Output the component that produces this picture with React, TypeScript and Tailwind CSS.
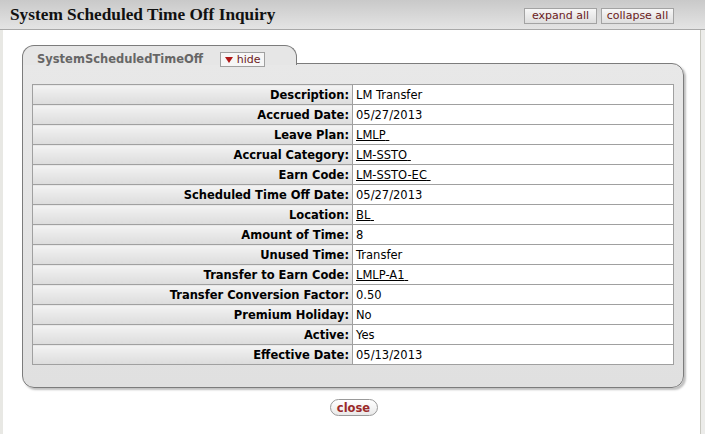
import React from "react";

type Row = { label: string; value: string; link?: boolean };

const rows: Row[] = [
  { label: "Description", value: "LM Transfer" },
  { label: "Accrued Date", value: "05/27/2013" },
  { label: "Leave Plan", value: "LMLP", link: true },
  { label: "Accrual Category", value: "LM-SSTO", link: true },
  { label: "Earn Code", value: "LM-SSTO-EC", link: true },
  { label: "Scheduled Time Off Date", value: "05/27/2013" },
  { label: "Location", value: "BL", link: true },
  { label: "Amount of Time", value: "8" },
  { label: "Unused Time", value: "Transfer" },
  { label: "Transfer to Earn Code", value: "LMLP-A1", link: true },
  { label: "Transfer Conversion Factor", value: "0.50" },
  { label: "Premium Holiday", value: "No" },
  { label: "Active", value: "Yes" },
  { label: "Effective Date", value: "05/13/2013" },
];

function GrayButton({ children }: { children: React.ReactNode }) {
  return (
    <button className="h-[16px] w-[73px] border border-[#a3a3a3] bg-gradient-to-b from-[#f7f7f7] to-[#dedede] text-[11px] leading-[14px] text-[#6b1a1a]">
      {children}
    </button>
  );
}

export default function App() {
  return (
    <div className="flex h-[434px] w-[705px] flex-col bg-white font-['DejaVu_Sans',Verdana,sans-serif] text-[11.5px] text-black">
      <header className="flex h-[30px] shrink-0 items-center justify-between border-b border-[#a8a8a8] bg-gradient-to-b from-[#c9c9c9] to-[#e4e4e4] pl-[10px] pr-[31px]">
        <h1 className="font-['Liberation_Serif',serif] text-[17.3px] font-bold leading-none text-[#111]">
          System Scheduled Time Off Inquiry
        </h1>
        <div className="flex gap-[4px] pt-[3px]">
          <GrayButton>expand all</GrayButton>
          <GrayButton>collapse all</GrayButton>
        </div>
      </header>

      <div className="flex flex-1">
        <div className="w-[3px] bg-[#e8e8e4]" />
        <main className="flex-1 pt-[15px]">
          <section className="ml-[19px] mr-[16px]">
            <div className="relative z-10 -mb-[2px] flex h-[20px] w-[275px] items-start gap-[17px] rounded-t-[12px] border-[1.5px] border-b-0 border-[#7c7c7c] bg-[#e6e6e6] pl-[14px] pt-[6px]">
              <span className="text-[11.5px] font-bold leading-[15px] text-[#666]">
                SystemScheduledTimeOff
              </span>
              <button className="flex h-[15px] w-[45px] items-center justify-center gap-[4px] border border-[#a0a0a0] bg-[#f6f6f6] text-[11px] leading-none text-[#6b1a1a]">
                <svg width="8" height="6" viewBox="0 0 8 6">
                  <path d="M0 0h8L4 6z" fill="#b01818" />
                </svg>
                hide
              </button>
            </div>
            <div className="rounded-[12px] rounded-tl-none border-[1.5px] border-[#7c7c7c] bg-gradient-to-b from-[#e8e8e8] to-[#e0e0e0] px-[9px] pb-[22px] pt-[20px] shadow-[2px_2px_2px_rgba(0,0,0,0.25)]">
              <table className="w-full border-collapse">
                <tbody>
                  {rows.map((r) => (
                    <tr key={r.label} className="h-[20px]">
                      <th className="w-[320px] border border-[#a0a0a0] bg-gradient-to-b from-[#f3f3f3] to-[#dcdcdc] pr-[3px] text-right text-[11.5px] font-bold leading-[18px] text-black">
                        {r.label}:
                      </th>
                      <td className="border border-[#a0a0a0] bg-white pl-[3px] text-[11.5px] leading-[18px]">
                        {r.link ? (
                          <span className="underline">{r.value}&nbsp;</span>
                        ) : (
                          r.value
                        )}
                      </td>
                    </tr>
                  ))}
                </tbody>
              </table>
            </div>
          </section>
          <div className="flex justify-center pl-[4px] pt-[11px]">
            <button className="h-[17px] w-[48px] rounded-full border border-[#9a9a9a] bg-gradient-to-b from-white to-[#e9e9e9] text-[11.5px] font-bold leading-[14px] text-[#9b2a2a]">
              close
            </button>
          </div>
        </main>
        <div className="w-[5px] border-l border-[#c8c8c0] bg-[#ececea]" />
      </div>
    </div>
  );
}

::::::

DO THIS
Copy nothing but the lines from the top of the material through the line holding "string; value: string;", exactly as written; omit pictures.

RESPONSE
Output the component that produces this picture with React, TypeScript and Tailwind CSS.
import React from "react";

type Row = { label: string; value: string; link?: boolean };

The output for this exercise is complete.